The laying bare of trauma, suffering, and pain, while central to the testimonio tradition Caminero-Santangelo illuminates and expands in Documenting the Undocumented, might be more thoroughly critiqued. Though she clearly establishes her use of Kimberly Nance’s Can Literature Promote Justice? (2006) and its examination of identification-as-empathy in the creation of readerly desires for justice, Caminero-Santangelo does not delve into the critiques of empathy-as-erasure and empathy-as-consumption that seem relevant to the conversation.

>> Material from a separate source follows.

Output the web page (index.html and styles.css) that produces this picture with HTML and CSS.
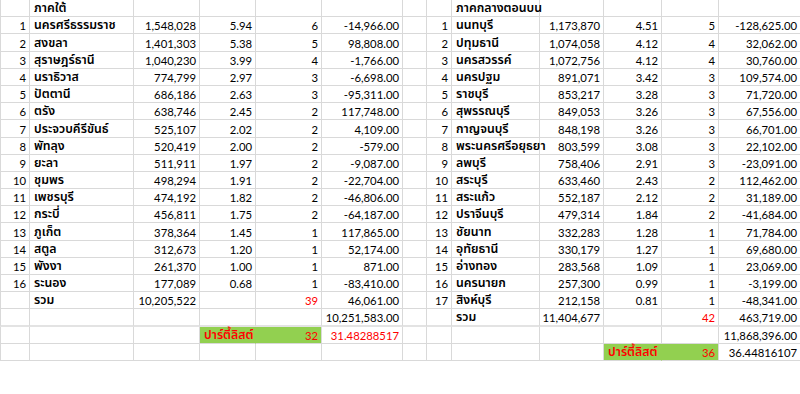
FILE: index.html
```html
<!DOCTYPE html>
<html lang="th">
<head>
<meta charset="utf-8">
<title>Sheet</title>
<link rel="stylesheet" href="styles.css">
</head>
<body>
<div class="sheet">
  <div class="row"><div class="c"></div><div class="c t">ภาคใต้</div><div class="c"></div><div class="c"></div><div class="c"></div><div class="c"></div><div class="c"></div><div class="c"></div><div class="c t">ภาคกลางตอนบน</div><div class="c"></div><div class="c"></div><div class="c"></div><div class="c"></div></div>
  <div class="row"><div class="c n">1</div><div class="c t">นครศรีธรรมราช</div><div class="c n">1,548,028</div><div class="c n">5.94</div><div class="c n">6</div><div class="c n">-14,966.00</div><div class="c"></div><div class="c n">1</div><div class="c t">นนทบุรี</div><div class="c n">1,173,870</div><div class="c n">4.51</div><div class="c n">5</div><div class="c n">-128,625.00</div></div>
  <div class="row"><div class="c n">2</div><div class="c t">สงขลา</div><div class="c n">1,401,303</div><div class="c n">5.38</div><div class="c n">5</div><div class="c n">98,808.00</div><div class="c"></div><div class="c n">2</div><div class="c t">ปทุมธานี</div><div class="c n">1,074,058</div><div class="c n">4.12</div><div class="c n">4</div><div class="c n">32,062.00</div></div>
  <div class="row"><div class="c n">3</div><div class="c t">สุราษฎร์ธานี</div><div class="c n">1,040,230</div><div class="c n">3.99</div><div class="c n">4</div><div class="c n">-1,766.00</div><div class="c"></div><div class="c n">3</div><div class="c t">นครสวรรค์</div><div class="c n">1,072,756</div><div class="c n">4.12</div><div class="c n">4</div><div class="c n">30,760.00</div></div>
  <div class="row"><div class="c n">4</div><div class="c t">นราธิวาส</div><div class="c n">774,799</div><div class="c n">2.97</div><div class="c n">3</div><div class="c n">-6,698.00</div><div class="c"></div><div class="c n">4</div><div class="c t">นครปฐม</div><div class="c n">891,071</div><div class="c n">3.42</div><div class="c n">3</div><div class="c n">109,574.00</div></div>
  <div class="row"><div class="c n">5</div><div class="c t">ปัตตานี</div><div class="c n">686,186</div><div class="c n">2.63</div><div class="c n">3</div><div class="c n">-95,311.00</div><div class="c"></div><div class="c n">5</div><div class="c t">ราชบุรี</div><div class="c n">853,217</div><div class="c n">3.28</div><div class="c n">3</div><div class="c n">71,720.00</div></div>
  <div class="row"><div class="c n">6</div><div class="c t">ตรัง</div><div class="c n">638,746</div><div class="c n">2.45</div><div class="c n">2</div><div class="c n">117,748.00</div><div class="c"></div><div class="c n">6</div><div class="c t">สุพรรณบุรี</div><div class="c n">849,053</div><div class="c n">3.26</div><div class="c n">3</div><div class="c n">67,556.00</div></div>
  <div class="row"><div class="c n">7</div><div class="c t">ประจวบคีรีขันธ์</div><div class="c n">525,107</div><div class="c n">2.02</div><div class="c n">2</div><div class="c n">4,109.00</div><div class="c"></div><div class="c n">7</div><div class="c t">กาญจนบุรี</div><div class="c n">848,198</div><div class="c n">3.26</div><div class="c n">3</div><div class="c n">66,701.00</div></div>
  <div class="row"><div class="c n">8</div><div class="c t">พัทลุง</div><div class="c n">520,419</div><div class="c n">2.00</div><div class="c n">2</div><div class="c n">-579.00</div><div class="c"></div><div class="c n">8</div><div class="c t">พระนครศรีอยุธยา</div><div class="c n">803,599</div><div class="c n">3.08</div><div class="c n">3</div><div class="c n">22,102.00</div></div>
  <div class="row"><div class="c n">9</div><div class="c t">ยะลา</div><div class="c n">511,911</div><div class="c n">1.97</div><div class="c n">2</div><div class="c n">-9,087.00</div><div class="c"></div><div class="c n">9</div><div class="c t">ลพบุรี</div><div class="c n">758,406</div><div class="c n">2.91</div><div class="c n">3</div><div class="c n">-23,091.00</div></div>
  <div class="row"><div class="c n">10</div><div class="c t">ชุมพร</div><div class="c n">498,294</div><div class="c n">1.91</div><div class="c n">2</div><div class="c n">-22,704.00</div><div class="c"></div><div class="c n">10</div><div class="c t">สระบุรี</div><div class="c n">633,460</div><div class="c n">2.43</div><div class="c n">2</div><div class="c n">112,462.00</div></div>
  <div class="row"><div class="c n">11</div><div class="c t">เพชรบุรี</div><div class="c n">474,192</div><div class="c n">1.82</div><div class="c n">2</div><div class="c n">-46,806.00</div><div class="c"></div><div class="c n">11</div><div class="c t">สระแก้ว</div><div class="c n">552,187</div><div class="c n">2.12</div><div class="c n">2</div><div class="c n">31,189.00</div></div>
  <div class="row"><div class="c n">12</div><div class="c t">กระบี่</div><div class="c n">456,811</div><div class="c n">1.75</div><div class="c n">2</div><div class="c n">-64,187.00</div><div class="c"></div><div class="c n">12</div><div class="c t">ปราจีนบุรี</div><div class="c n">479,314</div><div class="c n">1.84</div><div class="c n">2</div><div class="c n">-41,684.00</div></div>
  <div class="row"><div class="c n">13</div><div class="c t">ภูเก็ต</div><div class="c n">378,364</div><div class="c n">1.45</div><div class="c n">1</div><div class="c n">117,865.00</div><div class="c"></div><div class="c n">13</div><div class="c t">ชัยนาท</div><div class="c n">332,283</div><div class="c n">1.28</div><div class="c n">1</div><div class="c n">71,784.00</div></div>
  <div class="row"><div class="c n">14</div><div class="c t">สตูล</div><div class="c n">312,673</div><div class="c n">1.20</div><div class="c n">1</div><div class="c n">52,174.00</div><div class="c"></div><div class="c n">14</div><div class="c t">อุทัยธานี</div><div class="c n">330,179</div><div class="c n">1.27</div><div class="c n">1</div><div class="c n">69,680.00</div></div>
  <div class="row"><div class="c n">15</div><div class="c t">พังงา</div><div class="c n">261,370</div><div class="c n">1.00</div><div class="c n">1</div><div class="c n">871.00</div><div class="c"></div><div class="c n">15</div><div class="c t">อ่างทอง</div><div class="c n">283,568</div><div class="c n">1.09</div><div class="c n">1</div><div class="c n">23,069.00</div></div>
  <div class="row"><div class="c n">16</div><div class="c t">ระนอง</div><div class="c n">177,089</div><div class="c n">0.68</div><div class="c n">1</div><div class="c n">-83,410.00</div><div class="c"></div><div class="c n">16</div><div class="c t">นครนายก</div><div class="c n">257,300</div><div class="c n">0.99</div><div class="c n">1</div><div class="c n">-3,199.00</div></div>
  <div class="row"><div class="c"></div><div class="c t">รวม</div><div class="c n">10,205,522</div><div class="c"></div><div class="c n red">39</div><div class="c n">46,061.00</div><div class="c"></div><div class="c n">17</div><div class="c t">สิงห์บุรี</div><div class="c n">212,158</div><div class="c n">0.81</div><div class="c n">1</div><div class="c n">-48,341.00</div></div>
  <div class="row"><div class="c"></div><div class="c"></div><div class="c"></div><div class="c"></div><div class="c"></div><div class="c n">10,251,583.00</div><div class="c"></div><div class="c"></div><div class="c t">รวม</div><div class="c n">11,404,677</div><div class="c"></div><div class="c n red">42</div><div class="c n">463,719.00</div></div>
  <div class="row"><div class="c"></div><div class="c"></div><div class="c"></div><div class="c t g gl red">ปาร์ตี้ลิสต์</div><div class="c n g red">32</div><div class="c n red">31.48288517</div><div class="c"></div><div class="c"></div><div class="c"></div><div class="c"></div><div class="c"></div><div class="c"></div><div class="c n">11,868,396.00</div></div>
  <div class="row"><div class="c"></div><div class="c"></div><div class="c"></div><div class="c"></div><div class="c"></div><div class="c"></div><div class="c"></div><div class="c"></div><div class="c"></div><div class="c"></div><div class="c t g gl red">ปาร์ตี้ลิสต์</div><div class="c n g red">36</div><div class="c n">36.44816107</div></div>
</div>
</body>
</html>
```

FILE: styles.css
```css
html, body {
  margin: 0;
  padding: 0;
  background: #ffffff;
  overflow: hidden;
}

.sheet {
  display: grid;
  grid-template-columns: 30px 104px 66px 56px 66px 81px 24px 25px 88px 64px 58px 57px 82px;
  grid-auto-rows: 17.19px;
  width: 801px;
  font-family: "Lato", "Liberation Sans", sans-serif;
  font-size: 11.3px;
  color: #000000;
}

.row {
  display: contents;
}

.c {
  box-sizing: border-box;
  border-right: 1px solid #d9d9d9;
  border-bottom: 1px solid #d9d9d9;
  display: flex;
  align-items: flex-end;
  padding: 0 3px 1px 3px;
  line-height: 13px;
  white-space: nowrap;
  overflow: visible;
  min-width: 0;
}

.row > .c:first-child {
  border-left: 1px solid #d9d9d9;
}

.row:nth-child(19) > .c {
  border-bottom: 2px solid #e3e3e3;
}

.n {
  justify-content: flex-end;
}

.t {
  justify-content: flex-start;
  font-family: "Noto Sans Thai", "Tahoma", "Loma", "Garuda", "Noto Sans", sans-serif;
  font-size: 12.3px;
  font-weight: 600;
  padding-left: 4px;
}

.g {
  background: #92d050;
}

.gl {
  border-right-color: #92d050;
}

.red {
  color: #ff0000;
}
```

In particular, important contributions in the field of African American studies might be acknowledged, such as Saidiya Hartman’s critiques of abjection, subjection, and trauma in the construction of a recognizable and—by virtue of circulation and reception—consumable black person in pain as the only subject that can be accepted by the compromised structures of humanization-through-recognition. By critiquing the unequal distribution of power in the scenes of recognition she considers, Hartman exposes the limits of both empathy and the politics of recognition. Given Caminero-Santangelo’s attention to recognition as a central category of undocumented narratives and the creation of subaltern counterpublics, it would be interesting to see how a consideration of Hartman’s landmark Scenes of Subjection would shape the argument.1

All told, Caminero-Santangelo’s book is an excellent, broad, and exceptionally thorough study of how narratives about undocumented immigrants can create readerly attention and responsibility.


Francisco E. Robles is an assistant professor of English literature at the University of Notre Dame, where he is a faculty affiliate of the Institute for Latino Studies and a concurrent faculty member of the Program in Gender Studies. His work on migration in US literature spans Chicanx literature and African American literature and multi-ethnic American literature more broadly.


1 See Saidiya V. Hartman, Scenes of Subjection: Terror, Slavery, and Self-Making in Nineteenth-Century America (New York: Oxford University Press, 1997).